Rows from a dataset of pages and code:

────────────────

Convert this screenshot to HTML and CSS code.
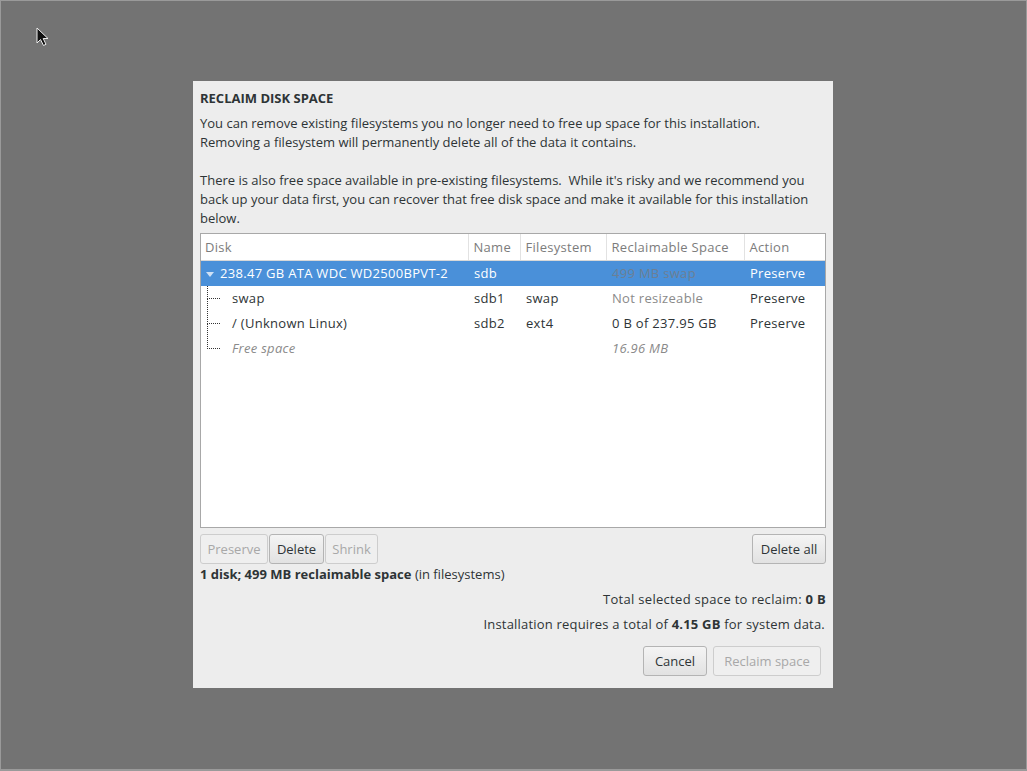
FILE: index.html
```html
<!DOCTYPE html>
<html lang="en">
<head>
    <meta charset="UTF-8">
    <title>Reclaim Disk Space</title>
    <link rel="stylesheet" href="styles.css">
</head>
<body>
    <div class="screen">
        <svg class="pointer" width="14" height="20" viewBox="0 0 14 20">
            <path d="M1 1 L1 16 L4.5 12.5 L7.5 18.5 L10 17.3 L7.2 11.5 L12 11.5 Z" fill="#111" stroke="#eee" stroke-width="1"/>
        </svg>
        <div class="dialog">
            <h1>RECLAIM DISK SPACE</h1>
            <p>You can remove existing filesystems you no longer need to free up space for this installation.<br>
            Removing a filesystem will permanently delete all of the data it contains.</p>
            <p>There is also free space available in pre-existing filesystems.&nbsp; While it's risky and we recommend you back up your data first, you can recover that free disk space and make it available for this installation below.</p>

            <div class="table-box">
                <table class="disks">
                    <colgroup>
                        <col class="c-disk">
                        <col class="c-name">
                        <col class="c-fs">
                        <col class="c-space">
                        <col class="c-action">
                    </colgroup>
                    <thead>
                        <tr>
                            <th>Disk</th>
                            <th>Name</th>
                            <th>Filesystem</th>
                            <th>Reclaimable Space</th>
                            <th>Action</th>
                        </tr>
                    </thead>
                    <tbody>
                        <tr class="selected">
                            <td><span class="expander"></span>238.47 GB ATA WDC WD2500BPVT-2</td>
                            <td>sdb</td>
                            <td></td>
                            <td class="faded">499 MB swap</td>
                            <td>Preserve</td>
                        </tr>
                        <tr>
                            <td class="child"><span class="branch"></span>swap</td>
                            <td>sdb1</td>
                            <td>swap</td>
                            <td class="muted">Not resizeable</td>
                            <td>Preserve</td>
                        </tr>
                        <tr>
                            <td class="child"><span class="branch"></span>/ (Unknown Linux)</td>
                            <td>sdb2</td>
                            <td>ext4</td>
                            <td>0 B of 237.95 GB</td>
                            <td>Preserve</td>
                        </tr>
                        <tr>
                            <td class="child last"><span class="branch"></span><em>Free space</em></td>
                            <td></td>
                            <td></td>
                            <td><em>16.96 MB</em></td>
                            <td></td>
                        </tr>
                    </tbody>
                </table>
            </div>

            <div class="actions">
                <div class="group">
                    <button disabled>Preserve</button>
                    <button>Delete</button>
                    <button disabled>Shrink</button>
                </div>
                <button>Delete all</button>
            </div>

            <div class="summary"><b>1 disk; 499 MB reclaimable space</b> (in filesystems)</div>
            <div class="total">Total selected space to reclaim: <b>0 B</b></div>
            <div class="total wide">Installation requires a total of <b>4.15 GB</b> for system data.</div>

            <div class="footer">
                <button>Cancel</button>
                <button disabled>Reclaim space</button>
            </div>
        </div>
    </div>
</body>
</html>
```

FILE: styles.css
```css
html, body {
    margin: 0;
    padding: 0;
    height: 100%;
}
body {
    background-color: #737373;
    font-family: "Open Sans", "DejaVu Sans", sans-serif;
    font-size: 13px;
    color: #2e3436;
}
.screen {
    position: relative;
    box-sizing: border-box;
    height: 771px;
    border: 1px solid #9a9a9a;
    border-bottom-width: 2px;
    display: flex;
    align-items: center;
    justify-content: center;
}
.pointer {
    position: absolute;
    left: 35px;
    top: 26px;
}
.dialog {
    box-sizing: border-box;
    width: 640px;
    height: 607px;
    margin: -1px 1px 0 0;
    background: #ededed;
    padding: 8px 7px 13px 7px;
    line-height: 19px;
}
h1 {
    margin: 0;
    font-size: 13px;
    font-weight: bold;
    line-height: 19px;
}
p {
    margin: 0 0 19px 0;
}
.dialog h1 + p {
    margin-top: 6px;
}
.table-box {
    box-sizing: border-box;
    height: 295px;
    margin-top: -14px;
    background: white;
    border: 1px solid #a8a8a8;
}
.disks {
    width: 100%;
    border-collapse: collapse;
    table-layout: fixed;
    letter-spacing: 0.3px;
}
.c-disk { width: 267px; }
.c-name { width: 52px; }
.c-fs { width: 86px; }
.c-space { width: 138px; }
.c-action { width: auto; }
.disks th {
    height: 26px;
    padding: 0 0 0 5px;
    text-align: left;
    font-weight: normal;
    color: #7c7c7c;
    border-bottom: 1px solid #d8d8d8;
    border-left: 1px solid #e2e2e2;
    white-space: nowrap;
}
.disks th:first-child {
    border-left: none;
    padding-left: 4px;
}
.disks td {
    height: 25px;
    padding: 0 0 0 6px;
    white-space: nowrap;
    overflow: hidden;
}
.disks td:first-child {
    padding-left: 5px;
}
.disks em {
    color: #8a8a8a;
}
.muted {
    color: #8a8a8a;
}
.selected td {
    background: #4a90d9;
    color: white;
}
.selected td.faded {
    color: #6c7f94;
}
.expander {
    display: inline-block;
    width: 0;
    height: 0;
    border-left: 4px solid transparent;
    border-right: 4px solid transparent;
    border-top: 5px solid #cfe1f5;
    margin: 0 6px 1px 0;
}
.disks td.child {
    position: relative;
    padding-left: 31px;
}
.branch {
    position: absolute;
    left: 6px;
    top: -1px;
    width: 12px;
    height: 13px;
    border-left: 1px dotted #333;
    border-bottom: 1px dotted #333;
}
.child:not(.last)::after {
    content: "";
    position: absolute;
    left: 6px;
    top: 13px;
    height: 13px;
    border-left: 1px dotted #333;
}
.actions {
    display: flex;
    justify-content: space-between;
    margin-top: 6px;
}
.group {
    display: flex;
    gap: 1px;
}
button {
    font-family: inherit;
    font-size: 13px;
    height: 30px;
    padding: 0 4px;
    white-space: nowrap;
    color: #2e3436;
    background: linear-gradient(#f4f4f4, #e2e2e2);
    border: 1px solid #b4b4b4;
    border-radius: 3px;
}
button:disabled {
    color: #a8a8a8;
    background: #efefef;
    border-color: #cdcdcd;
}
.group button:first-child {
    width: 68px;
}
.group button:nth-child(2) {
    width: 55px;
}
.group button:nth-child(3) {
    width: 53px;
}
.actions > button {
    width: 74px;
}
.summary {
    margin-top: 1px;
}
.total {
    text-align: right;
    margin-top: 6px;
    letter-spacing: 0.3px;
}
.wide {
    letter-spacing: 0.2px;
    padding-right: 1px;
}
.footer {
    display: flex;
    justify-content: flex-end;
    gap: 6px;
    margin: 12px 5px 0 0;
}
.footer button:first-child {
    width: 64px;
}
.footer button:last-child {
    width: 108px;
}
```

────────────────

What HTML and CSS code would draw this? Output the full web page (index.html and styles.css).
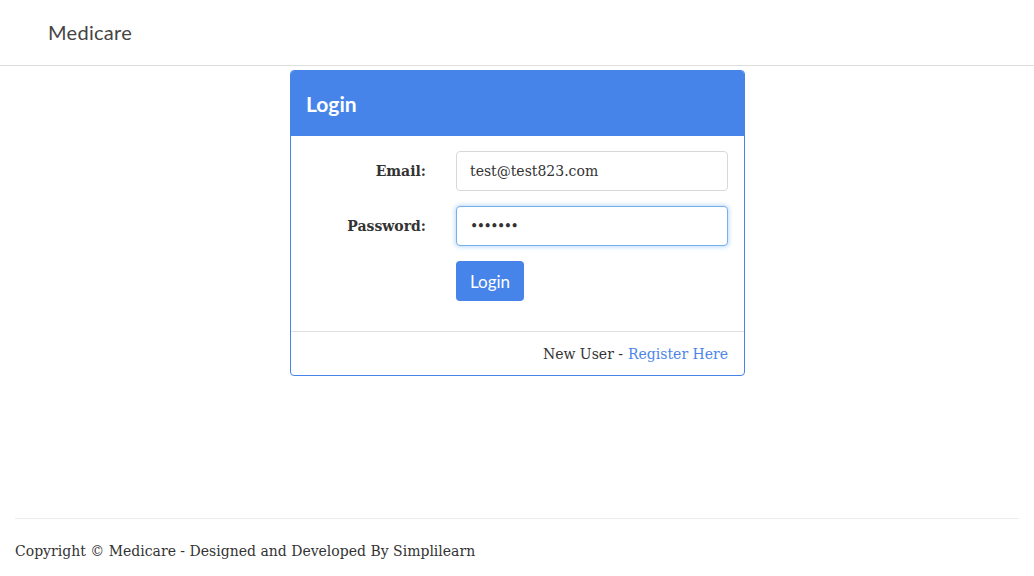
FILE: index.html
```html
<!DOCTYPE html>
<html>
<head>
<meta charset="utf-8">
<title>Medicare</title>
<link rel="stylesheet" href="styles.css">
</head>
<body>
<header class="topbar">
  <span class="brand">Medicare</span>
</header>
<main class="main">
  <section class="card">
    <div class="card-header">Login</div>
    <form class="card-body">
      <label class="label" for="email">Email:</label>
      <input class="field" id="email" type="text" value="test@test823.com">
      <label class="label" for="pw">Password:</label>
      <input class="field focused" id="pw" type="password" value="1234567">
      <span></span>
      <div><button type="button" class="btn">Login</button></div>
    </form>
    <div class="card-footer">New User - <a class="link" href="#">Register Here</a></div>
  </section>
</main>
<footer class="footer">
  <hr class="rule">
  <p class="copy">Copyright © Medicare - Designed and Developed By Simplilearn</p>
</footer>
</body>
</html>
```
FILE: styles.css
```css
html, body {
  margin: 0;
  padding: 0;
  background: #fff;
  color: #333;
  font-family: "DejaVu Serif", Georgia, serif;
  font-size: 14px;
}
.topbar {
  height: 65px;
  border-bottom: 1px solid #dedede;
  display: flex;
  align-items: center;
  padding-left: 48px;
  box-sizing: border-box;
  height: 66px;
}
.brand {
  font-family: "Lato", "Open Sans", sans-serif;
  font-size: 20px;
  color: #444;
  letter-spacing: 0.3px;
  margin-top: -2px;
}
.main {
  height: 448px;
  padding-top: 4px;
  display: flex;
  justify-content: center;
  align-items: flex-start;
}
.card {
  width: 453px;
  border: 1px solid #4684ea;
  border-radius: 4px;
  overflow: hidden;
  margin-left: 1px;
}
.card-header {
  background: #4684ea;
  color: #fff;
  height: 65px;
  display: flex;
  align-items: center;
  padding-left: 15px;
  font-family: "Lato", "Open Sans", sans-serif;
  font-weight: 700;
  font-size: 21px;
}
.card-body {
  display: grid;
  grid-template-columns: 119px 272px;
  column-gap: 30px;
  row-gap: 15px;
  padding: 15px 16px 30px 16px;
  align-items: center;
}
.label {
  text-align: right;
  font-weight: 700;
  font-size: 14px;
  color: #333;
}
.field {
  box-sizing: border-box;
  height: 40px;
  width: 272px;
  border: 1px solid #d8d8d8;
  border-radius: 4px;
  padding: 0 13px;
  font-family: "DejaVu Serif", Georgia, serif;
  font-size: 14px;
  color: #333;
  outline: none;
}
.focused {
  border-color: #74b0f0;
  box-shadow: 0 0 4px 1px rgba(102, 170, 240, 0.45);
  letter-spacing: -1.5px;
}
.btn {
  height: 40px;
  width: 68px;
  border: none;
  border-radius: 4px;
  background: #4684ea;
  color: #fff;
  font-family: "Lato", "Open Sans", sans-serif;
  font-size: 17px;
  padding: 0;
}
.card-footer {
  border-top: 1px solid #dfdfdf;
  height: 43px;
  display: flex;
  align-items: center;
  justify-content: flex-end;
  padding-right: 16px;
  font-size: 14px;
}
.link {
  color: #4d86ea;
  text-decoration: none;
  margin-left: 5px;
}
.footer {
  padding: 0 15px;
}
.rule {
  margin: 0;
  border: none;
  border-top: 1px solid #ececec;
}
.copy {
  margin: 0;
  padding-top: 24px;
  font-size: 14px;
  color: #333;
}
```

────────────────

** WHAT YOU HAVE TO DO **
Which lines above hold the word "styles"? Copy each of them.

** COMPLETED EXERCISE **
    <link rel="stylesheet" href="styles.css">
FILE: styles.css
What HTML and CSS code would draw this? Output the full web page (index.html and styles.css).
<link rel="stylesheet" href="styles.css">
FILE: styles.css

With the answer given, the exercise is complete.